Setting – Whole group


  • Bags of mini M;M’s, one for each student
  • Audio samples


  • After reading a pre-specified section of My Teacher is an Alien, give each student a bag of mini M&M’s.
  • Make a chart on the board as follows:
    • Orange – Discuss characters
    • Brown – Discuss key events
    • Yellow – Discuss supporting details
    • Red – Ask and answer questions
    • Blue – Share surprises
    • Green – Student choice
  • Have students stand up, and play some music.
  • When the music stops, have students open their candy and pull one piece randomly out.
  • Students should do the activity according to the color of their candy with their partner.

    As students talk, walk around the room to listen in and add to discussions.

  • After a few minutes, start the music again and repeat until all candy is finished.
  • Have students return to their desks and write a short reflection on what they learned from the activity. Then, have them share as a whole group.

Extensions and Adaptations

  • Adapt the criteria for colors based on a specific focus, such as defining vocabulary or answering specific questions.
  • Make sure students are mingling properly by calling out directions such as ‘spin’ or ‘turn to your left’ during the music.

Question Strips

Setting – Individual and small group


  • Pre-cut strips of construction paper
  • Chart paper


  • As students read each chapter, have them jot down questions they have about the text.
  • After reading a chapter, give students strips of paper and have them jot down each of their questions on one strip. Then, they fold the strip and return to you.
  • Divide students into small groups and redistribute question strips evenly.
  • Have groups work together to discuss and answer each question, recording the question and answer on the chart paper.
  • After groups are finished, have each share their work, leading a class discussion on their questions.

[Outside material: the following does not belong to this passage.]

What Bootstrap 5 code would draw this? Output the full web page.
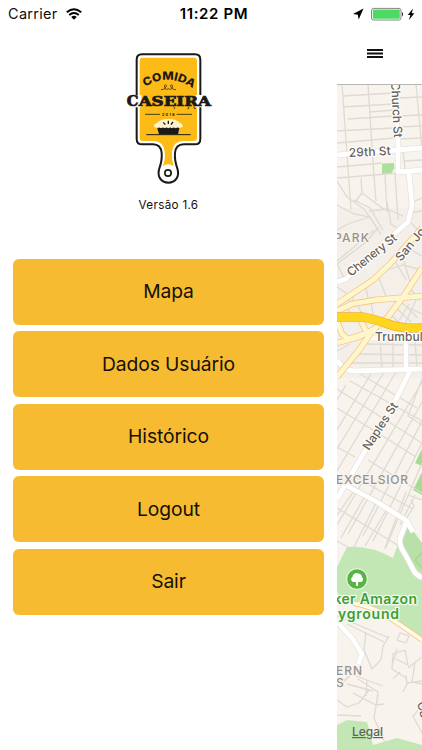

Extensions and Adaptations

  • Intentionally choose group members and questions to make sure all students are able to participate and answer questions.

What’s My Teacher?

Setting – Individual and whole group


  • Writer’s notebooks


  • Teach students how using descriptive language helps readers understand and create mental images.
  • Model by having students find descriptive text in the story My Teacher is an Alien and reviewing together.
  • Now, ask students to think of another thing their teacher may become, such as an elephant.
  • Work together with students to write a description of an elephant, starting with ‘My teacher has….

    .’ and ending with ‘What’s my teacher?’

  • Give students time to think of and write a description of their identified object. Then, they can share aloud, allowing classmates to guess.

Extensions and Adaptations

  • Play competitively by breaking students into small groups and keeping score of correct answers.
  • Have students write a short story about the thing their teacher became.